-- Start --
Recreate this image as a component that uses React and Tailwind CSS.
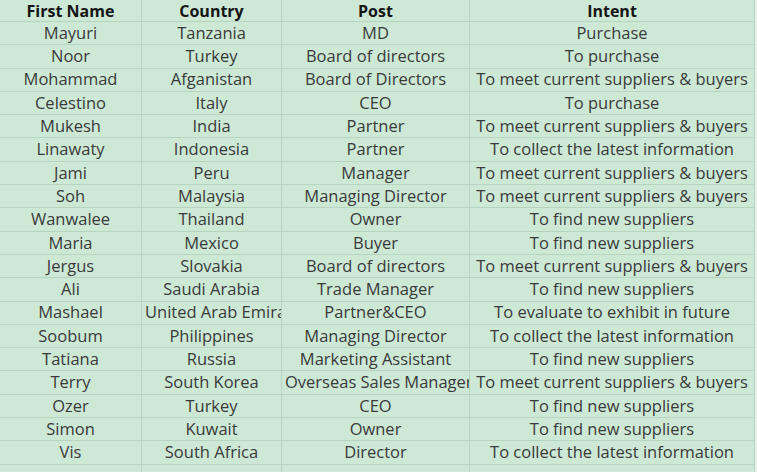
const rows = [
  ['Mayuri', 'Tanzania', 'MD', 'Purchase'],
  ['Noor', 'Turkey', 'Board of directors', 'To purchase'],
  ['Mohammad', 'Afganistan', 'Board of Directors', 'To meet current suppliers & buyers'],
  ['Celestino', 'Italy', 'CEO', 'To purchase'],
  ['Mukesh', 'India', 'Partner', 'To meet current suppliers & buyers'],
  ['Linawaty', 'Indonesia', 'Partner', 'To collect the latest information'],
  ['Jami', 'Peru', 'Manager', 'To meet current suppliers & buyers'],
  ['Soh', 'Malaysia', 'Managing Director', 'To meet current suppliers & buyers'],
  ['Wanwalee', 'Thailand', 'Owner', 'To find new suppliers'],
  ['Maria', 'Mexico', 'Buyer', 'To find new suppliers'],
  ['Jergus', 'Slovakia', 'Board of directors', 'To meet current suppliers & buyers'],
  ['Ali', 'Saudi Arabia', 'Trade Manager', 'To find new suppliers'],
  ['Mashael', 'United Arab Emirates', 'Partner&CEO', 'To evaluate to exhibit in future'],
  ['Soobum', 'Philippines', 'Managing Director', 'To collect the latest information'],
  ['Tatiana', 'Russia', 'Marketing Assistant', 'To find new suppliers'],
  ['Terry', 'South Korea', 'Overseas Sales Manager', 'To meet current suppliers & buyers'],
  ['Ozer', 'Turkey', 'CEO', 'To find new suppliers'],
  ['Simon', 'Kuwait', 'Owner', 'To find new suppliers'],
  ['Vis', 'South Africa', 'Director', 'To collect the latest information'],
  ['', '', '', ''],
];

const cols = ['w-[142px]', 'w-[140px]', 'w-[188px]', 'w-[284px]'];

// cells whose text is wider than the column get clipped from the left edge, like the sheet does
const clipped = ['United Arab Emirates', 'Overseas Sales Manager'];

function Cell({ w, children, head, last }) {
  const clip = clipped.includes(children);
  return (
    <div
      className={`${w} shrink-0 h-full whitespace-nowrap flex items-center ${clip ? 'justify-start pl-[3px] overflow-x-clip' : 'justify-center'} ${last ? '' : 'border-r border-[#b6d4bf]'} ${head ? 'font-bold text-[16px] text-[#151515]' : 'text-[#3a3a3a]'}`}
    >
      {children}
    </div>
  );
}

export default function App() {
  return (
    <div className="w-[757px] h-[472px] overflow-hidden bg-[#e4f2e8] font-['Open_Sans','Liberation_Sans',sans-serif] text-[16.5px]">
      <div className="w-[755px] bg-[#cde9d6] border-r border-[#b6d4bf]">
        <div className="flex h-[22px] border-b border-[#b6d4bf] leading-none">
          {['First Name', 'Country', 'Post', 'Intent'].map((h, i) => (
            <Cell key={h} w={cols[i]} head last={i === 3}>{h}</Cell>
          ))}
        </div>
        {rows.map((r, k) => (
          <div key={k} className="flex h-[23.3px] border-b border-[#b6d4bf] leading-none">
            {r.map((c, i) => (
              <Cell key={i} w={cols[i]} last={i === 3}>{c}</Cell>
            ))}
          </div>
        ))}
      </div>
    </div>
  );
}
-- End --
PROBLEM REQUIREMENTS
Transcribe the listing above verbatim. Omit the pictures.

SOLUTION
Recreate this image as a component that uses React and Tailwind CSS.
const rows = [
  ['Mayuri', 'Tanzania', 'MD', 'Purchase'],
  ['Noor', 'Turkey', 'Board of directors', 'To purchase'],
  ['Mohammad', 'Afganistan', 'Board of Directors', 'To meet current suppliers & buyers'],
  ['Celestino', 'Italy', 'CEO', 'To purchase'],
  ['Mukesh', 'India', 'Partner', 'To meet current suppliers & buyers'],
  ['Linawaty', 'Indonesia', 'Partner', 'To collect the latest information'],
  ['Jami', 'Peru', 'Manager', 'To meet current suppliers & buyers'],
  ['Soh', 'Malaysia', 'Managing Director', 'To meet current suppliers & buyers'],
  ['Wanwalee', 'Thailand', 'Owner', 'To find new suppliers'],
  ['Maria', 'Mexico', 'Buyer', 'To find new suppliers'],
  ['Jergus', 'Slovakia', 'Board of directors', 'To meet current suppliers & buyers'],
  ['Ali', 'Saudi Arabia', 'Trade Manager', 'To find new suppliers'],
  ['Mashael', 'United Arab Emirates', 'Partner&CEO', 'To evaluate to exhibit in future'],
  ['Soobum', 'Philippines', 'Managing Director', 'To collect the latest information'],
  ['Tatiana', 'Russia', 'Marketing Assistant', 'To find new suppliers'],
  ['Terry', 'South Korea', 'Overseas Sales Manager', 'To meet current suppliers & buyers'],
  ['Ozer', 'Turkey', 'CEO', 'To find new suppliers'],
  ['Simon', 'Kuwait', 'Owner', 'To find new suppliers'],
  ['Vis', 'South Africa', 'Director', 'To collect the latest information'],
  ['', '', '', ''],
];

const cols = ['w-[142px]', 'w-[140px]', 'w-[188px]', 'w-[284px]'];

// cells whose text is wider than the column get clipped from the left edge, like the sheet does
const clipped = ['United Arab Emirates', 'Overseas Sales Manager'];

function Cell({ w, children, head, last }) {
  const clip = clipped.includes(children);
  return (
    <div
      className={`${w} shrink-0 h-full whitespace-nowrap flex items-center ${clip ? 'justify-start pl-[3px] overflow-x-clip' : 'justify-center'} ${last ? '' : 'border-r border-[#b6d4bf]'} ${head ? 'font-bold text-[16px] text-[#151515]' : 'text-[#3a3a3a]'}`}
    >
      {children}
    </div>
  );
}

export default function App() {
  return (
    <div className="w-[757px] h-[472px] overflow-hidden bg-[#e4f2e8] font-['Open_Sans','Liberation_Sans',sans-serif] text-[16.5px]">
      <div className="w-[755px] bg-[#cde9d6] border-r border-[#b6d4bf]">
        <div className="flex h-[22px] border-b border-[#b6d4bf] leading-none">
          {['First Name', 'Country', 'Post', 'Intent'].map((h, i) => (
            <Cell key={h} w={cols[i]} head last={i === 3}>{h}</Cell>
          ))}
        </div>
        {rows.map((r, k) => (
          <div key={k} className="flex h-[23.3px] border-b border-[#b6d4bf] leading-none">
            {r.map((c, i) => (
              <Cell key={i} w={cols[i]} last={i === 3}>{c}</Cell>
            ))}
          </div>
        ))}
      </div>
    </div>
  );
}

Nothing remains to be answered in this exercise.